Red Bull risks ‘Benetton-like decline’ if Max Verstappen leaves F1 team
Karun Chandhok says Red Bull is too dependent on its star driver Max Verstappen.

Red Bull Racing could face a dramatic decline in Formula 1 akin to Benetton’s post-Michael Schumacher slump if Max Verstappen walks away from the team, warns Sky Sports F1 pundit Karun Chandhok.
While the Red Bull RB21 has not been a match to the dominant McLaren MCL39 this year, Verstappen has been able to extract maximum performance out of a car that is both unpredictable and difficult to drive to win two races in the opening nine rounds of the season.
Verstappen’s performances have been in stark contrast to his teammates, with Liam Lawson dropped after just two race weekends and his replacement Yuki Tsunoda also hitting a plateau after early showing promise.

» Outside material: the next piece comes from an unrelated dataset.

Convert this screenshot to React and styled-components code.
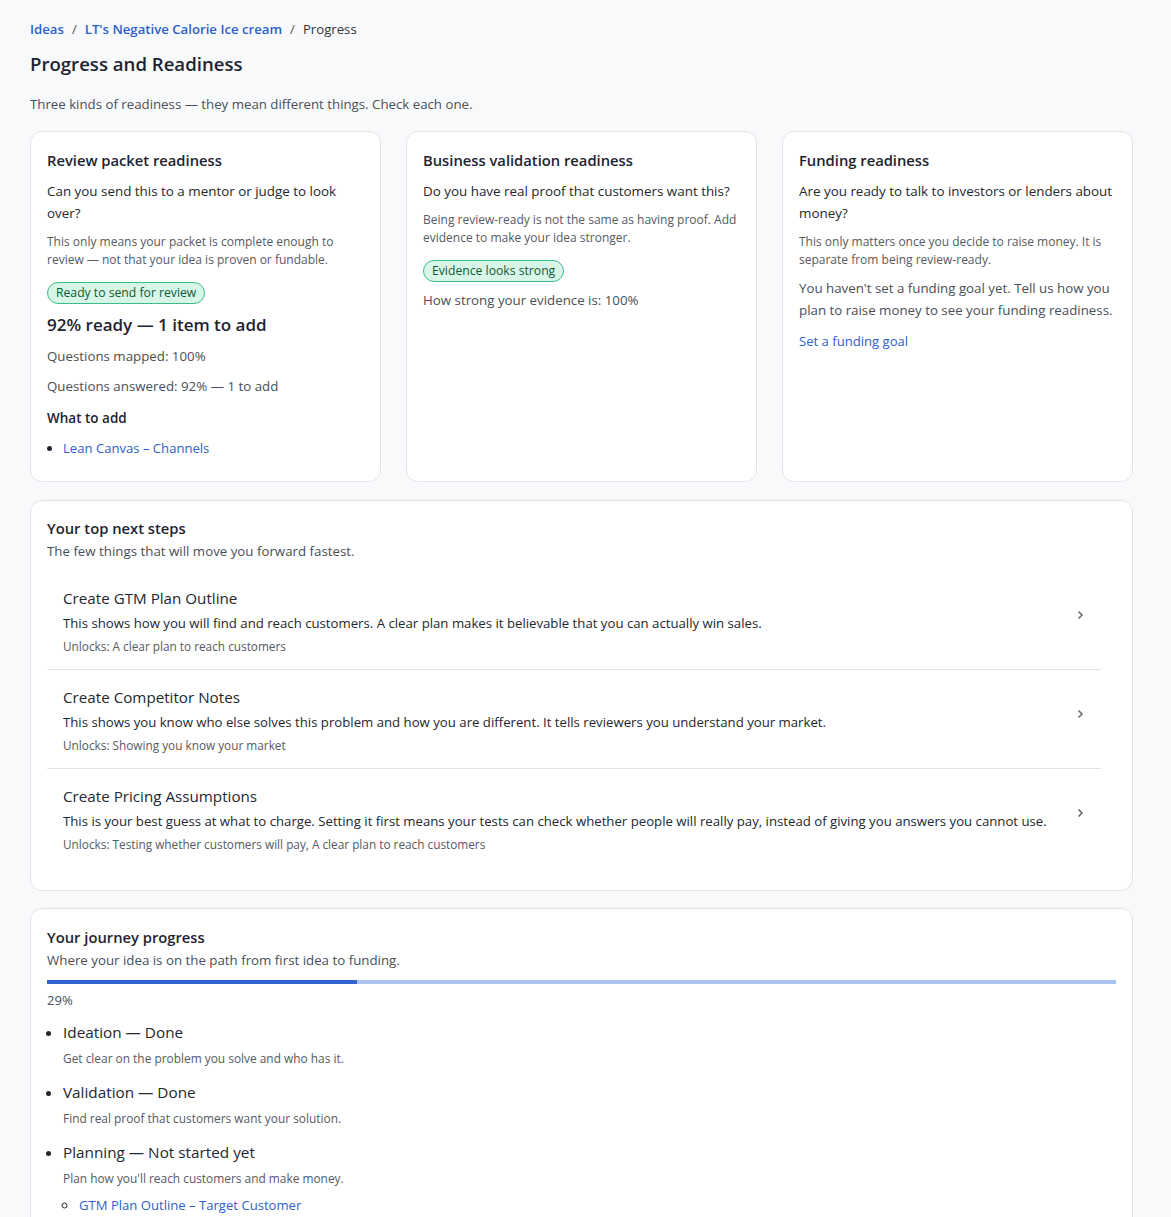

Nothing shows Red Bull’s reliance on Verstappen than the constructors' championship, with the Dutchman having scored 137 out of its 144 points so far.
While speculation over Verstappen's future at Red Bull has cooled in recent months, with both parties reiterating their commitment, former F1 driver Chandhok is nevertheless concerned about a fundamental issue plaguing the Milton Keynes-based outfit.
Chandhok drew comparisons with former grand prix team Benetton, which became a shadow of itself when then-two-time world champion Schumacher left to join Ferrari in 1996.
"This is the seventh year we are having the same conversations. Seven years," Chandhok told Sky TV.
"That's an awfully long time since Red Bull haven't found a second driver competitive enough to rack up the results and points that they need, since Daniel Ricciardo left at the end of 2018.
"All of these drivers that have come through, the Pierre Gaslys and the Alex Albons, they are all racking up results in other cars, aren't they?
"There's something fundamentally that is not right in the way that car is designed or works for other drivers. It's so bespoke for Max. It's reminiscent of the Michael Schumacher-Benetton days.
"Schumacher left [after 1995] and the team won one race in the next seven years, having won two World Championships in a row and that's the risk [for Red Bull].
"If Max leaves, that whole operation will need to rethink the way they design their cars for other people.”
He added: "Yuki isn't a pancake. This [with the 2nd Red Bull driver] has been going on for a long time," he said.
"Maybe that's a sign. Of what? That you can decide yourself."
Tsunoda did impress Red Bull by quickly adapting to the RB21 in his first race weekend in Japan, having previously spent four seasons plying his trade at its sister squad Racing Bulls (previously AlphaTauri).
He finished inside the points in Bahrain, Miami and Imola, but has since struggled with lacklustre results, finishing 17th and 13th in Monaco and Barcelona respectively.
2016 F1 champion Nico Rosberg has sympathy for Tsunoda, saying the 25-year-old is capable of better performances than the results suggest.
"I make that Max Verstappen is a team-mate killer, without exaggerating. It's just horrible to be a team-mate next to that guy," Rosberg told Sky.
"No one gets closer than six tenths, which in F1, is like a different category. Poor Yuki, who's a fantastic driver, is in that right now, and really struggling. It's just so tough. He's doing laps that feel good and yet he's miles away. That's such a tough situation to be in.
"I struggle to understand why [the team can't engineer the car to Tsunoda's liking].
“Everything just points to Max Verstappen being so special. And that's the only thing you can say about that, because all these guys are great drivers. It looks like he's just on another level to everyone else."